Imaginemos que los niños/as “objetivo” (que pueden ser los de uno, o los vecinos, o unos alumnos/as) no responden al cariño y las buenas palabras (Límite Primero); que tampoco responden cuando les hablamos seriamente (Límite Segundo)… Ahora los niños/as deben saber -y se lo vamos a decir- que cuando pasan de estos límites nosotros lo pasamos mal, nos enfadamos o dejamos de quererlos (Límite Tercero).
En función de la gravedad de lo que los críos han hecho… (que no se trata de ser un aguafiestas todo el tiempo), el tiempo de nuestro enfado será mayor o menor.
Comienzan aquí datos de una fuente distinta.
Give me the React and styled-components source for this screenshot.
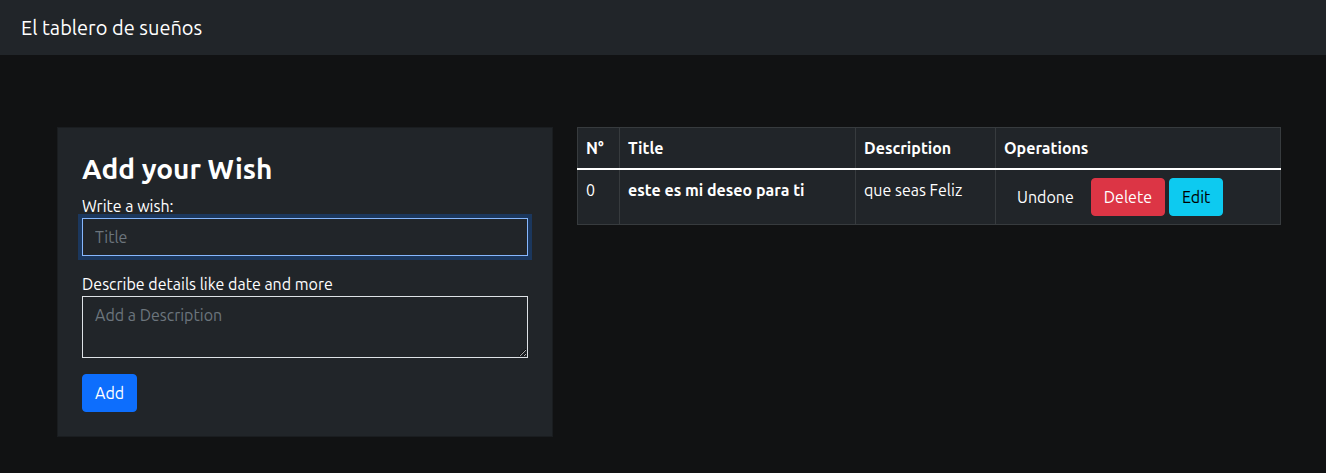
import React from 'react';
import styled, { createGlobalStyle } from 'styled-components';

const GlobalStyle = createGlobalStyle`
  body {
    margin: 0;
    background: #111213;
    color: #dee2e6;
    font-family: Ubuntu, "Noto Sans", "Open Sans", sans-serif;
    font-size: 16px;
    line-height: 1.5;
  }
  * { box-sizing: border-box; }
`;

const Navbar = styled.nav`
  height: 55px;
  background: #212529;
  display: flex;
  align-items: center;
  padding: 0 21px;
`;

const Brand = styled.span`
  font-size: 20px;
  color: #fff;
`;

const Main = styled.main`
  display: flex;
  align-items: flex-start;
  gap: 24px;
  padding: 72px 0 0 57px;
`;

const Card = styled.section`
  width: 496px;
  background: #212529;
  border: 1px solid #1a1d20;
  padding: 24px;
`;

const Heading = styled.h2`
  margin: 0 0 8px;
  font-size: 28px;
  font-weight: 600;
  line-height: 1.2;
  color: #fff;
`;

const Label = styled.label`
  display: block;
  margin: 0;
  color: #fff;
`;

const Field = styled.div`
  margin-bottom: 16px;
`;

const Input = styled.input`
  display: block;
  width: 100%;
  height: 38px;
  padding: 6px 12px;
  font: inherit;
  color: #dee2e6;
  background: #212529;
  border: 1px solid ${({ $focus }) => ($focus ? '#86b7fe' : '#dee2e6')};
  box-shadow: ${({ $focus }) => ($focus ? '0 0 0 4px rgba(13,110,253,0.25)' : 'none')};
  border-radius: 0;
  outline: none;
  &::placeholder { color: #6c757d; }
`;

const TextArea = styled.textarea`
  display: block;
  width: 100%;
  height: 62px;
  padding: 6px 12px;
  font: inherit;
  color: #dee2e6;
  background: #212529;
  border: 1px solid #dee2e6;
  border-radius: 0;
  resize: vertical;
  outline: none;
  &::placeholder { color: #6c757d; }
`;

const Button = styled.button`
  font-family: inherit;
  font-size: 16px;
  line-height: 24px;
  padding: 6px 12px;
  border-radius: 4px;
  border: 1px solid ${({ $bg }) => $bg || 'transparent'};
  background: ${({ $bg }) => $bg || 'transparent'};
  color: ${({ $color }) => $color || '#fff'};
  cursor: pointer;
`;

const Table = styled.table`
  width: 704px;
  border-collapse: collapse;
  background: #212529;
  color: #fff;
`;

const Th = styled.th`
  text-align: left;
  font-weight: 700;
  padding: 8px;
  border: 1px solid #373b3e;
  border-bottom: 2px solid #fff;
  width: ${({ $w }) => $w};
`;

const Td = styled.td`
  padding: 8px;
  vertical-align: top;
  border: 1px solid #373b3e;
  font-weight: ${({ $bold }) => ($bold ? 700 : 400)};
  line-height: 24px;
`;

const Ops = styled.div`
  display: flex;
  align-items: center;
  gap: 4px;
`;

const wishes = [{ title: 'este es mi deseo para ti', description: 'que seas Feliz', done: false }];

export default function App() {
  return (
    <>
      <GlobalStyle />
      <Navbar>
        <Brand>El tablero de sueños</Brand>
      </Navbar>
      <Main>
        <Card>
          <Heading>Add your Wish</Heading>
          <Field>
            <Label>Write a wish:</Label>
            <Input $focus placeholder="Title" />
          </Field>
          <Field>
            <Label>Describe details like date and more</Label>
            <TextArea placeholder="Add a Description" />
          </Field>
          <Button $bg="#0d6efd">Add</Button>
        </Card>
        <Table>
          <thead>
            <tr>
              <Th $w="42px">N°</Th>
              <Th $w="236px">Title</Th>
              <Th $w="140px">Description</Th>
              <Th>Operations</Th>
            </tr>
          </thead>
          <tbody>
            {wishes.map((w, i) => (
              <tr key={i}>
                <Td>{i}</Td>
                <Td $bold>{w.title}</Td>
                <Td>{w.description}</Td>
                <Td>
                  <Ops>
                    <Button>{w.done ? 'Done' : 'Undone'}</Button>
                    <Button $bg="#dc3545">Delete</Button>
                    <Button $bg="#0dcaf0" $color="#000">Edit</Button>
                  </Ops>
                </Td>
              </tr>
            ))}
          </tbody>
        </Table>
      </Main>
    </>
  );
}
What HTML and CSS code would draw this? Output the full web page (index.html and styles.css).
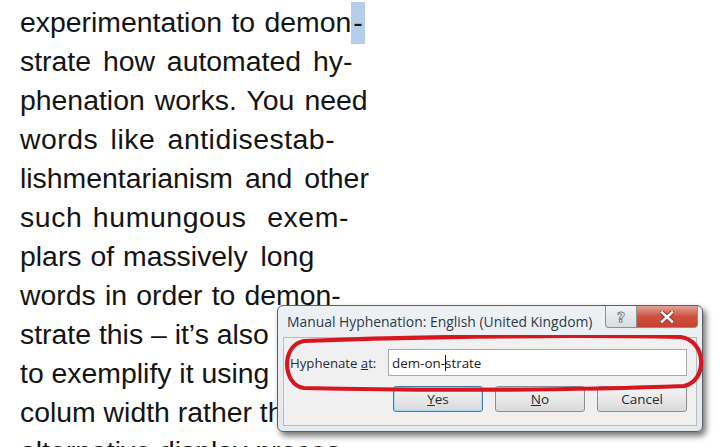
FILE: index.html
```html
<!DOCTYPE html>
<html>
<head>
<meta charset="utf-8">
<link rel="stylesheet" href="styles.css">
</head>
<body>
<div class="page">
  <div class="column">
    <div class="line l1">experimentation to demon<span class="sel">-</span></div>
    <div class="line l2">strate how automated hy-</div>
    <div class="line l3">phenation works. You need</div>
    <div class="line l4">words like antidisestab-</div>
    <div class="line l5">lishmentarianism and other</div>
    <div class="line l6">such humungous <span class="gap">exem-</span></div>
    <div class="line l7">plars of massively <span class="gap-s">long</span></div>
    <div class="line l8">words in order to demon-</div>
    <div class="line l9">strate this – it’s also</div>
    <div class="line l10">to exemplify it using</div>
    <div class="line l11">colum width rather than</div>
    <div class="line l12">alternative display proces-</div>
  </div>

  <div class="dialog">
    <div class="titlebar">
      <span class="title">Manual Hyphenation: English (United Kingdom)</span>
      <div class="caption">
        <span class="cap-btn help">?</span>
        <span class="cap-btn close">
          <svg width="14" height="12" viewBox="0 0 14 12">
            <path d="M2 1.5 L12 10.5 M12 1.5 L2 10.5" stroke="#8e2a20" stroke-width="4.4" stroke-linecap="square"/>
            <path d="M2 1.5 L12 10.5 M12 1.5 L2 10.5" stroke="#ffffff" stroke-width="2.6" stroke-linecap="square"/>
          </svg>
        </span>
      </div>
    </div>
    <div class="client">
      <div class="field-row">
        <span class="label">Hyphenate <u>a</u>t:</span>
        <div class="input">dem-on-<span class="caret"></span>strate</div>
      </div>
      <div class="buttons">
        <span class="btn focused"><u>Y</u>es</span>
        <span class="btn"><u>N</u>o</span>
        <span class="btn">Cancel</span>
      </div>
    </div>
    <svg class="loop" width="430" height="60" viewBox="0 0 430 60">
      <path d="M 24 6 C 150 1, 300 0, 400 2 C 427 5, 428 46, 404 51 C 300 55, 150 56, 24 53 C 3 51, 0 10, 24 6 Z" fill="none" stroke="#d51820" stroke-width="4.2" stroke-linejoin="round"/>
    </svg>
  </div>
</div>
</body>
</html>
```

FILE: styles.css
```css
html, body {
  margin: 0;
  padding: 0;
  background: #ffffff;
}

.page {
  position: relative;
  width: 720px;
  height: 447px;
  overflow: hidden;
}

.column {
  padding: 3px 0 0 20px;
  font-family: "Liberation Sans", Arial, sans-serif;
  font-size: 28.4px;
  line-height: 39px;
  color: #141414;
}

.line {
  white-space: nowrap;
}

.l1 { word-spacing: 1.5px; }
.l2 { word-spacing: 4px; }
.l3 { word-spacing: 2.2px; }
.l4 { word-spacing: 4px; letter-spacing: 0.5px; }
.l5 { word-spacing: 4px; }
.l6 { word-spacing: 2px; letter-spacing: 0.6px; }
.l7 { word-spacing: 1px; }
.l8 { word-spacing: 1.3px; }

.gap { margin-left: 10px; }
.gap-s { margin-left: 4px; }

.sel {
  background: #b3cdea;
  padding: 4px 2px 6px 2px;
}

.dialog {
  position: absolute;
  left: 277px;
  top: 305px;
  width: 424px;
  height: 125px;
  border: 1px solid #5a5f66;
  border-radius: 6px;
  background: linear-gradient(#eef1f4, #e6e9ec);
  box-shadow: 3px 4px 6px rgba(0, 0, 0, 0.55);
  font-family: "Open Sans", "Noto Sans", sans-serif;
  color: #1f2a36;
  display: flex;
  flex-direction: column;
}

.titlebar {
  height: 31px;
  display: flex;
  align-items: flex-start;
  justify-content: space-between;
  padding-left: 9px;
}

.title {
  margin-top: 6px;
  font-size: 13.9px;
  color: #2a3a4c;
  white-space: nowrap;
}

.caption {
  display: flex;
  margin-right: 4px;
}

.cap-btn {
  height: 21px;
  display: flex;
  align-items: center;
  justify-content: center;
  border: 1px solid #8a9099;
  border-top: none;
  font-family: "DejaVu Sans", sans-serif;
  font-weight: bold;
}

.help {
  width: 30px;
  border-radius: 0 0 0 4px;
  background: linear-gradient(#f2f3f5, #d8dbe0);
  color: #ffffff;
  font-size: 14px;
  -webkit-text-stroke: 1px #7d848d;
}

.close {
  width: 60px;
  border-left: none;
  border-radius: 0 0 4px 0;
  background: linear-gradient(#e2a49a, #cf5140 50%, #c7402e);
}

.client {
  flex: 1;
  margin: 0 5px 5px 5px;
  background: #f0f0f0;
  border: 1px solid #b8bcc2;
  display: flex;
  flex-direction: column;
  padding: 11px 9px 0 6px;
}

.field-row {
  display: flex;
  align-items: center;
}

.label {
  width: 98px;
  font-size: 13.2px;
  color: #1f2a36;
  white-space: nowrap;
}

.input {
  flex: 1;
  height: 25px;
  background: #ffffff;
  border: 1px solid #a5a9b0;
  display: flex;
  align-items: center;
  padding-left: 3px;
  font-size: 13.4px;
  color: #222;
}

.caret {
  display: inline-block;
  width: 1px;
  height: 16px;
  background: #222;
  margin-right: -1px;
}

.buttons {
  display: flex;
  justify-content: flex-end;
  gap: 12px;
  margin-top: 10px;
}

.btn {
  width: 88px;
  height: 24px;
  border: 1px solid #8d8d8d;
  border-radius: 3px;
  background: linear-gradient(#f4f4f4, #e8e8e8 50%, #d9d9d9);
  display: flex;
  align-items: center;
  justify-content: center;
  font-size: 13.5px;
  color: #1f2a36;
}

.btn.focused {
  border-color: #3d7bad;
  box-shadow: inset 0 0 0 1px #a8dcf6;
}

.loop {
  position: absolute;
  left: 2px;
  top: 29px;
}
```
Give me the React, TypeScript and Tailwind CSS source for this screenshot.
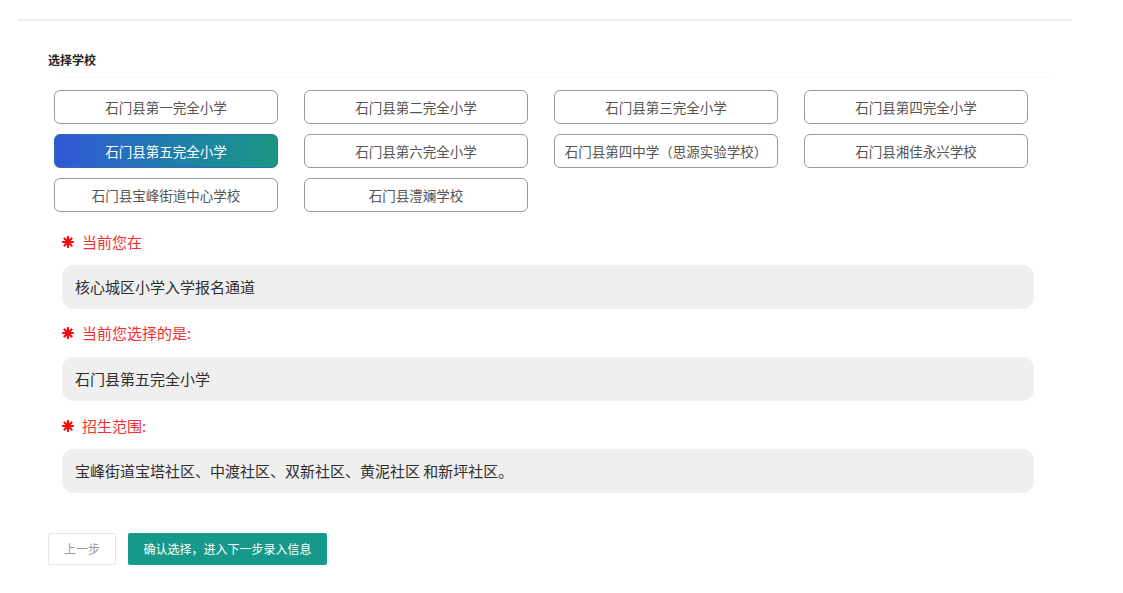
import React, { useState } from 'react';

const SCHOOLS = [
    '石门县第一完全小学',
    '石门县第二完全小学',
    '石门县第三完全小学',
    '石门县第四完全小学',
    '石门县第五完全小学',
    '石门县第六完全小学',
    '石门县第四中学（思源实验学校）',
    '石门县湘佳永兴学校',
    '石门县宝峰街道中心学校',
    '石门县澧斓学校',
];

const Star = () => (
    <svg width="12" height="12" viewBox="0 0 24 24" className="shrink-0">
        <g stroke="#f00f0f" strokeWidth="4.4" strokeLinecap="round">
            <line x1="12" y1="2" x2="12" y2="22" />
            <line x1="2" y1="12" x2="22" y2="12" />
            <line x1="4.9" y1="4.9" x2="19.1" y2="19.1" />
            <line x1="19.1" y1="4.9" x2="4.9" y2="19.1" />
        </g>
    </svg>
);

const Label: React.FC<{ text: string; className?: string }> = ({ text, className }) => (
    <div className={`flex items-center gap-[8px] h-[20px] ml-[44px] ${className ?? ''}`}>
        <Star />
        <span className="text-[15px] text-[#f23030]">{text}</span>
    </div>
);

const Field: React.FC<{ text: string; className?: string }> = ({ text, className }) => (
    <div className={`ml-[44px] w-[972px] h-[44px] rounded-[12px] bg-[#efefef] flex items-center px-[13px] text-[15px] text-[#2e2e2e] ${className ?? ''}`}>
        {text}
    </div>
);

export default function App() {
    const [selected, setSelected] = useState(4);

    return (
        <div className="w-full min-h-[593px] bg-white pt-[19px] pl-[18px]" style={{ fontFamily: '"Noto Sans CJK SC", "Noto Sans", sans-serif' }}>
            <div className="w-[1054px] border-t-2 border-[#efefef] pb-[20px]">
                <div className="ml-[30px] mt-[31px] text-[12px] font-bold text-[#222] leading-[16px]">选择学校</div>
                <div className="ml-[40px] mt-[9px] w-[996px] h-px bg-[#f8f8f8]" />

                <div className="ml-[36px] mt-[12px] w-[974px] grid grid-cols-4 gap-x-[26px] gap-y-[10px]">
                    {SCHOOLS.map((s, i) => (
                        <button
                            key={s}
                            onClick={() => setSelected(i)}
                            className={
                                i === selected
                                    ? 'h-[34px] rounded-[6px] border border-[#2e6db0] bg-gradient-to-r from-[#3355d6] to-[#1c9780] text-white text-[13.5px]'
                                    : 'h-[34px] rounded-[6px] border border-[#9a9a9a] bg-white text-[#555] text-[13.5px]'
                            }
                        >
                            {s}
                        </button>
                    ))}
                </div>

                <Label text="当前您在" className="mt-[20px]" />
                <Field text="核心城区小学入学报名通道" className="mt-[13px]" />

                <Label text="当前您选择的是:" className="mt-[14px]" />
                <Field text={SCHOOLS[selected]} className="mt-[14px]" />

                <Label text="招生范围:" className="mt-[15px]" />
                <Field text="宝峰街道宝塔社区、中渡社区、双新社区、黄泥社区 和新坪社区。" className="mt-[13px]" />

                <div className="ml-[30px] mt-[40px] flex gap-[12px]">
                    <button className="w-[68px] h-[32px] border border-[#e6e6e6] bg-white text-[12px] text-[#999] rounded-[2px]">上一步</button>
                    <button className="w-[199px] h-[32px] bg-[#16998a] text-[12px] text-white rounded-[2px]">确认选择，进入下一步录入信息</button>
                </div>
            </div>
        </div>
    );
}
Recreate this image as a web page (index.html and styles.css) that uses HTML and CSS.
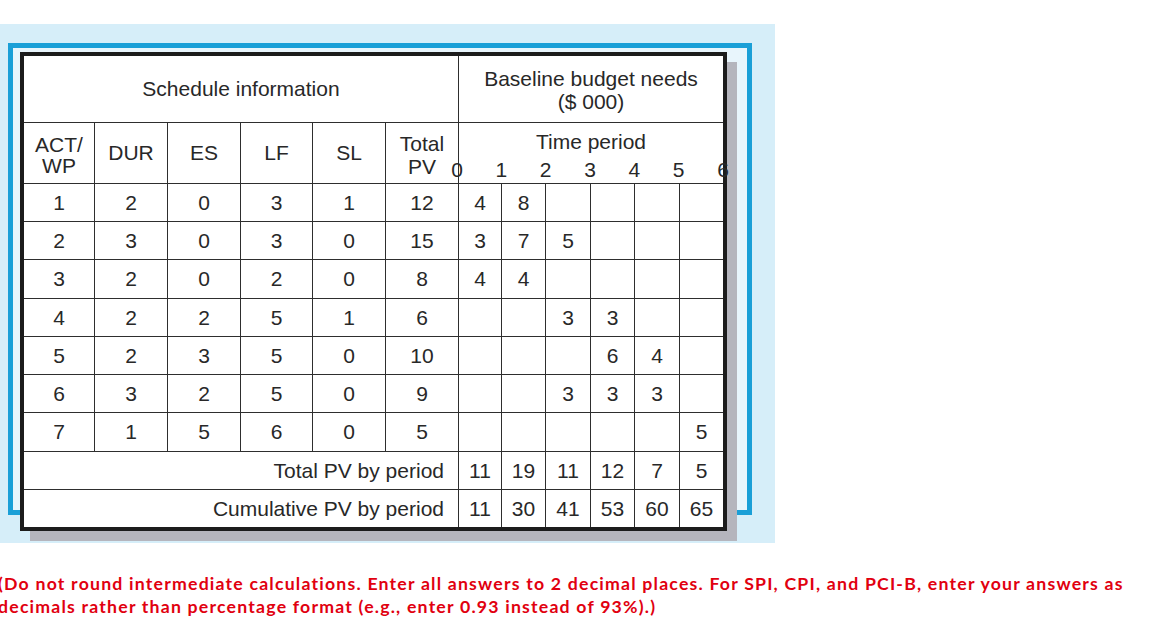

No se trata, ya digo, de estar todo el día: “si no me haces caso no te voy a querer”, porque es claro que en seguida se aprenderían el soniquete y no serviría de nada. Es importante tener siempre en cuenta que los niños/as necesitan límites, y que ellos/as mismos van probando hasta dónde pueden llegar. Por eso, este límite hay que aplicarlo sobre conductas que se repiten con cierta frecuencia, y no sobre un hecho o acción puntual. Así, cuando vuelvan a repetir esa conducta indeseada podrán recordar sus consecuencias.
No obstante, tan negativo es aguantar sus injusticias por aquello de “ser un educador enrollado” y no llevarles la contraria, como no pasarles ninguna y estar a la que salta.
El chantaje emocional, bien usado, es muy eficaz, pero exige un requisito imprescindible: cariño previo.
Solo si los críos saben, sienten, sin duda alguna, que tú los aprecias (Límite Primero: Miel y Rosas), solo entonces echarán en falta que les retires tu cariño y tu aprecio, así sea momentaneamente.
Siguen siendo necesarias ciertas dotes interpretativas (sobre todo cuando hablamos de repartir cariño a diario entre cien y ciento cincuenta niños/as) y, sobre todo, consistencia: de poco sirve decirle a un niño (aunque sea el tuyo) que estás enfadado con él porque ha tirado el plato suelo, si a los cinco minutos estas comiéndotelo a besos. Decidamos mentalmente un tiempo de enfado prudencial (de 15 minutos en adelante, en función de lo sensible que sea el niño/a) y actuemos en consecuencia, ¡aunque coja el plato y lo ponga en su sitio!. Se trata de que perciba que una acción está mal, no de que asocie reparación del daño (plato en su sitio) con premio (besos).
Si los dos límites anteriores marcan, como en un paréntesis, el campo de juego (postivo y negativo), este límite supone una primera reflexión sobre las normas de juego. Por eso es inútil pretender que surta efecto en niños menores de dos años.
Partimos de la certeza de que lo que a los niños/as les conviene es solo decisión nuestra: ¡no los convirtamos en adultos prematuros pordiós!. Aquí no hay democracia que valga. Este sistema se parece mucho -lamentablemente- al que vivimos hoy día los adultos: unos toman las decisiones por nosotros y a nosotros solo nos queda estar de acuerdo, o no, pero siempre obedecer a alguien. Tratándonos como a niños pequeños.

Entiendo que haya a quién le pueda parecer este rollo de los límites educativos una manera de educar en la represión. No lo dudéis: así es. Desde que nacemos vivimos y aprendemos diferentes tipos de represión: en el hogar, en la calle, en la escuela. Se trata por tanto de reflexionar, como educadores que todos somos, sobre la necesidad de reprender conductas negativas y aplaudir las positivas, por dos razones fundamentales:
– porque cada persona es diferente, y lo que le sirve a uno puede ser inútil para otro.
– y porque (permitidme la cursilada) la libertad es hija del conocimiento y éste es hijo de la cultura: La cultura es natural y artificial a partes iguales, y nadie aprendió a leer solo.
O como diría el Gran Wyoming: se sufre, pero se aprende.